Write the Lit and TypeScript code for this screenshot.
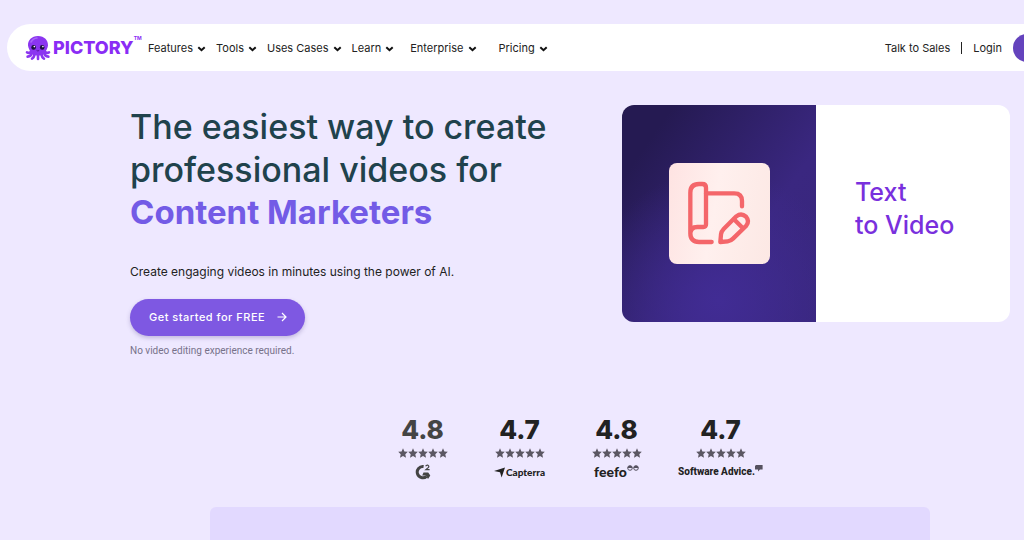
import { LitElement, html, css, svg } from "lit";
import { customElement } from "lit/decorators.js";

const STAR = "M5 0.2 6.4 3.4 9.8 3.8 7.3 6.2 8 9.7 5 8 2 9.7 2.7 6.2 0.2 3.8 3.6 3.4Z";

const menu = [
  { label: "Features", space: "" },
  { label: "Tools", space: "" },
  { label: "Uses Cases", space: "" },
  { label: "Learn", space: "wide" },
  { label: "Enterprise", space: "wider" },
  { label: "Pricing", space: "" },
];

const g2 = html`<svg width="16" height="16" viewBox="0 0 16 16" role="img" aria-label="G2">
  <path d="M8.6 2.6A5.6 5.6 0 1 0 11.6 12.3" fill="none" stroke="currentColor" stroke-width="3"/>
  <path d="M8.5 8.4H13.2L15.3 11.6 13 15 10.9 11.4H7.2Z" fill="currentColor"/>
  <path d="M10.6 2.3Q11.4 0.8 12.9 1.2 14.6 2 13.2 3.6L10.9 5.6H14.6" fill="none" stroke="currentColor" stroke-width="1.2"/>
</svg>`;

const capterra = html`<svg width="11" height="11" viewBox="0 0 11 11" aria-hidden="true">
  <path d="M0 4 11 0.5 7.6 10.5 6 5.2Z" fill="currentColor"/></svg><span class="capterra">Capterra</span>`;

const feefo = html`<span class="feefo">feefo</span><svg class="raised" width="12" height="6" viewBox="0 0 12 6" aria-hidden="true">
  <g fill="none" stroke="currentColor"><circle cx="3" cy="3" r="2.3"/><circle cx="9" cy="3" r="2.3"/></g>
  <path d="M0.7 3A2.3 2.3 0 0 1 5.3 3ZM6.7 3A2.3 2.3 0 0 1 11.3 3Z" fill="currentColor"/></svg>`;

const advice = html`<span class="advice">Software Advice.</span><svg class="raised" width="8" height="7" viewBox="0 0 8 7" aria-hidden="true">
  <path d="M1 0H7.6V4.6H5L3 6.6V4.6H0V1Z" fill="currentColor"/></svg>`;

const scores = [
  { mark: "4.8", tone: "soft", source: g2 },
  { mark: "4.7", tone: "", source: capterra },
  { mark: "4.8", tone: "", source: feefo },
  { mark: "4.7", tone: "broad", source: advice },
];

@customElement("app-root")
class AppRoot extends LitElement {
  static styles = css`
    :host {
      display: block;
      min-height: 100vh;
      box-sizing: border-box;
      padding-top: 24px;
      overflow: hidden;
      background: #eee8ff;
      color: #222;
      font-family: Inter, "Liberation Sans", sans-serif;
    }
    a { color: inherit; text-decoration: none; }
    svg { display: block; flex: none; }
    button { font: inherit; color: inherit; background: none; border: 0; padding: 0; cursor: pointer; }
    .bar {
      display: flex;
      align-items: center;
      height: 47px;
      margin: 0 -120px 0 7px;
      padding: 0 18px;
      border-radius: 24px;
      background: #fff;
      box-sizing: border-box;
      font-size: 11px;
      line-height: 16px;
      white-space: nowrap;
    }
    .brand { display: flex; align-items: center; width: 123px; color: #8a2cf5; }
    .word { margin-left: 2px; font-size: 18px; line-height: 24px; font-weight: 800; }
    .tm { align-self: flex-start; font-size: 5px; line-height: 6px; font-weight: 700; }
    .menu { display: flex; gap: 10px; flex: 1; }
    .item { display: flex; align-items: center; gap: 4px; }
    .item svg { margin-top: 2px; }
    .wide { margin-right: 6px; }
    .wider { margin-right: 12px; }
    .side { display: flex; align-items: center; gap: 11px; }
    .rule { width: 1px; height: 12px; background: #222; }
    .trial { width: 113px; height: 28px; border-radius: 14px; background: #6443bd; }

    .hero {
      display: grid;
      grid-template-columns: minmax(0, 1fr) 388px;
      gap: 24px;
      margin: 34px 14px 0 130px;
      align-items: start;
    }
    h1 { margin: 0; font-size: 34px; line-height: 43px; font-weight: 500; color: #20424c; white-space: nowrap; }
    .accent { display: block; font-size: 33px; font-weight: 700; color: #735be6; }
    .lead { margin: 28px 0 17px; font-size: 12px; line-height: 20px; }
    .cta {
      display: flex;
      align-items: center;
      gap: 12px;
      height: 37px;
      padding: 0 18px 1px 19px;
      border-radius: 19px;
      color: #fff;
      background: #7e58e2;
      box-shadow: 0 2px 4px #5a48904d;
      font-size: 11px;
      font-weight: 500;
      letter-spacing: 0.5px;
      width: fit-content;
    }
    .note { margin: 8px 0 0; font: 10px/14px Roboto, sans-serif; color: #77728a; }

    .card { display: grid; grid-template-columns: 1fr 1fr; height: 217px; border-radius: 12px; overflow: hidden; background: #fff; }
    .art {
      display: grid;
      place-items: center;
      background: radial-gradient(circle at 50% 90%, #412c94, transparent 60%), linear-gradient(125deg, #251a52 15%, #3a2780 65%, #38267c);
    }
    .tile { border-radius: 8px; background: linear-gradient(100deg, #fee3e2, #fff0ee 45%, #fce8e4); }
    .title { margin: 0; align-self: center; padding: 0 0 10px 39px; font-size: 25px; line-height: 33px; font-weight: 500; color: #7930dd; }

    .scores { display: flex; justify-content: center; margin: 56px 0 26px; padding: 0 0 0 126px; list-style: none; }
    .score { display: flex; flex-direction: column; align-items: center; width: 97px; color: #222; }
    .score.soft { color: #444; }
    .score.broad { width: 111px; }
    .mark { font-size: 26px; line-height: 32px; font-weight: 800; }
    .stars { margin-top: 2px; color: #5b5763; }
    .source { display: flex; align-items: center; height: 18px; margin-top: 5px; white-space: nowrap; line-height: 14px; }
    .capterra { margin-left: 1px; font-family: Lato, sans-serif; font-size: 10px; font-weight: 900; }
    .feefo { font-family: Lato, sans-serif; font-size: 14px; font-weight: 900; }
    .advice { font-family: Roboto, sans-serif; font-size: 10px; font-weight: 800; }
    .raised { align-self: flex-start; margin-top: 2px; color: #55515f; }
    .panel { height: 60px; margin: 0 94px 0 210px; border-radius: 6px 6px 0 0; background: #e2d9ff; }
  `;

  private octopus() {
    return html`<svg width="26" height="26" viewBox="0 0 26 26" aria-hidden="true">
      <g fill="none" stroke="#8b35f0" stroke-width="2.6" stroke-linecap="round">
        <path d="M7 15Q5 19 2 17.4M7 17Q6.4 21.4 2.6 21.6M9.5 18Q9.6 22.4 7 23.6M13 18V24M16.5 18Q16.4 22.4 19 23.6M19 17Q19.6 21.4 23.4 21.6M19 15Q21 19 24 17.4"/>
      </g>
      <path d="M13 1C19.4 1 23.2 5.4 23 10.4 22.8 13.6 20.6 15 20.6 18 17 21.4 9 21.4 5.4 18 5.4 15 3.2 13.6 3 10.4 2.8 5.4 6.6 1 13 1Z" fill="#8b35f0"/>
      <path d="M6 7Q8 3.4 12 3" fill="none" stroke="#a766f8" stroke-width="1.6" stroke-linecap="round"/>
      <circle cx="8.6" cy="12.4" r="2.3" fill="#1c1040"/><circle cx="17.2" cy="12.4" r="2.3" fill="#1c1040"/>
      <circle cx="9.3" cy="11.6" r="0.8" fill="#fff"/><circle cx="17.9" cy="11.6" r="0.8" fill="#fff"/>
      <path d="M11.6 15.4Q12.9 16.6 14.2 15.4" fill="none" stroke="#4a1390" stroke-width="0.9"/>
    </svg>`;
  }

  private script() {
    return html`<svg class="tile" width="101" height="101" viewBox="12 15 303 303" fill="none" stroke="#f4666a"
      stroke-width="13" stroke-linecap="round" stroke-linejoin="round" aria-hidden="true">
      <path d="M140 252H102Q76 252 76 226V104Q76 78 102 78H112Q123 78 123 89V199Q123 207 115 207H97Q76 207 76 228"/>
      <path d="M123 106H208Q231 106 231 129V145"/>
      <path d="M166 252 168 229Q169 220 176 213L214 175Q229 163 243 176 255 190 243 204L204 242Q197 249 188 250Z"/>
      <path d="M207 184 234 211"/>
    </svg>`;
  }

  render() {
    return html`
      <header class="bar">
        <a class="brand" href="#">${this.octopus()}<span class="word">PICTORY</span><span class="tm">TM</span></a>
        <nav class="menu">
          ${menu.map((m) => html`<button class="item ${m.space}">${m.label}
            <svg width="9" height="6" viewBox="0 0 9 6" fill="none" stroke="#111" stroke-width="2"><path d="M1.3 1.2 4.5 4.2 7.7 1.2"/></svg></button>`)}
        </nav>
        <div class="side"><a href="#">Talk to Sales</a><span class="rule"></span><a href="#">Login</a><button class="trial" aria-label="Get started"></button></div>
      </header>
      <section class="hero">
        <div>
          <h1>The easiest way to create<br>professional videos for<span class="accent">Content Marketers</span></h1>
          <p class="lead">Create engaging videos in minutes using the power of AI.</p>
          <button class="cta">Get started for FREE
            <svg width="10" height="10" viewBox="0 0 10 10" fill="none" stroke="#fff" stroke-width="1.2"><path d="M0.5 5H9M5 1 9 5 5 9"/></svg></button>
          <p class="note">No video editing experience required.</p>
        </div>
        <div class="card"><div class="art">${this.script()}</div><h2 class="title">Text<br>to Video</h2></div>
      </section>
      <ul class="scores">
        ${scores.map((s) => html`<li class="score ${s.tone}"><span class="mark">${s.mark}</span>
          <svg class="stars" width="50" height="10" viewBox="0 0 50 10" fill="currentColor" aria-hidden="true">${[0, 10, 20, 30, 40].map((x) => svg`<path d=${STAR} transform="translate(${x} 0)"/>`)}</svg>
          <span class="source">${s.source}</span></li>`)}
      </ul>
      <div class="panel"></div>
    `;
  }
}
□ □ □ □ □ □ □
● EXERCISE DETAILS:
Select the lines that carry the string "this" and copy them.

● THE SOLUTION:
Write the Lit and TypeScript code for this screenshot.
        <a class="brand" href="#">${this.octopus()}<span class="word">PICTORY</span><span class="tm">TM</span></a>
        <div class="card"><div class="art">${this.script()}</div><h2 class="title">Text<br>to Video</h2></div>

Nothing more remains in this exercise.